Making a Living in the Middle Ages by Christopher Dyer

Making a Living in the Middle Ages by Christopher Dyer

Author:Christopher Dyer
Language: eng
Format: epub
ISBN: 978-0-300-10191-1
Publisher: Yale University Press


iv. Techniques of trade and manufacture

The growth in the population and in exchange increased the volume and value of trade with the continent. Records made in the course of assessing and collecting English royal taxation allow an estimate that in 1204 the combined value of exports and imports was worth between £55,000 and £75,000, and that the equivalent sum a hundred years later lay in the region of £500,000 per annum. Allowing for inflation, these figures suggest a threefold increase in overseas trade, and a growth in the quantity of exports and imports per head of population. The total value of inland trade cannot be estimated, but its growing importance is indicated by the higher proportion of rents paid in cash by 1300 and the section of the population which obtained most of its living from nonagricultural activities, which by c.1300 amounted to well over 20 per cent, counting those working in rural industries as well as the town dwellers.
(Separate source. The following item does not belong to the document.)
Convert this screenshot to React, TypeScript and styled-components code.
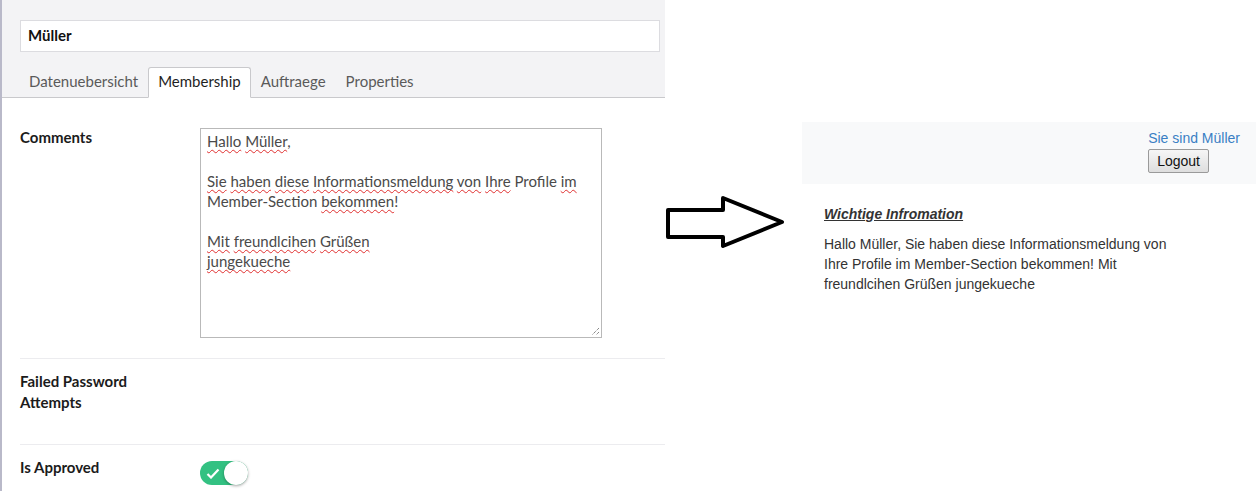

Was this merely a growth in quantity, or was it accompanied by changes in technique and business methods? Perhaps those who made their living in manufacture or trade could expect to benefit from cheap labour and higher demand, and so were not impelled to make savings in labour costs or to improve the efficiency of their operations. No ‘industrial revolution’ can be identified at this time, but there were technological advances, designed to expand production and to increase profits. Water power was applied to a number of industries, notably clothmaking, with the first reference to a fulling mill in 1185. The water wheel operated wooden hammers which rose and fell rapidly on to cloth in a trough containing water and fuller's earth, a naturally occurring detergent. Traditionally the process had been performed laboriously by fullers agitating the cloth with wooden clubs, or more often by trampling it underfoot – hence the name ‘walker’ by which fullers were commonly known. By the end of the thirteenth century about 800 fulling mills had been built in England. The main motive for investing in the mills, as we have seen, was the local lord's desire to make some profit from a local industry, and as fulling represented only one operation in the many stages of cloth manufacture, these mills cannot be compared with the textile factories of the eighteenth and nineteenth centuries in which a number of processes were mechanized. On the other hand, the mills would not have been built unless the local clothmakers could have been persuaded to use them. Lords' attempts to use compulsion had limited effects, and the main motive for people to bring their cloth to be fulled was the labour and money that could be saved. It was said that fulling by foot produced better results than the new machinery, so efficiency seems to have been the main consideration.

Water mills could also be used to power heavy metal shod hammers to forge iron after it had been smelted, or to work up wrought iron into implements and tools.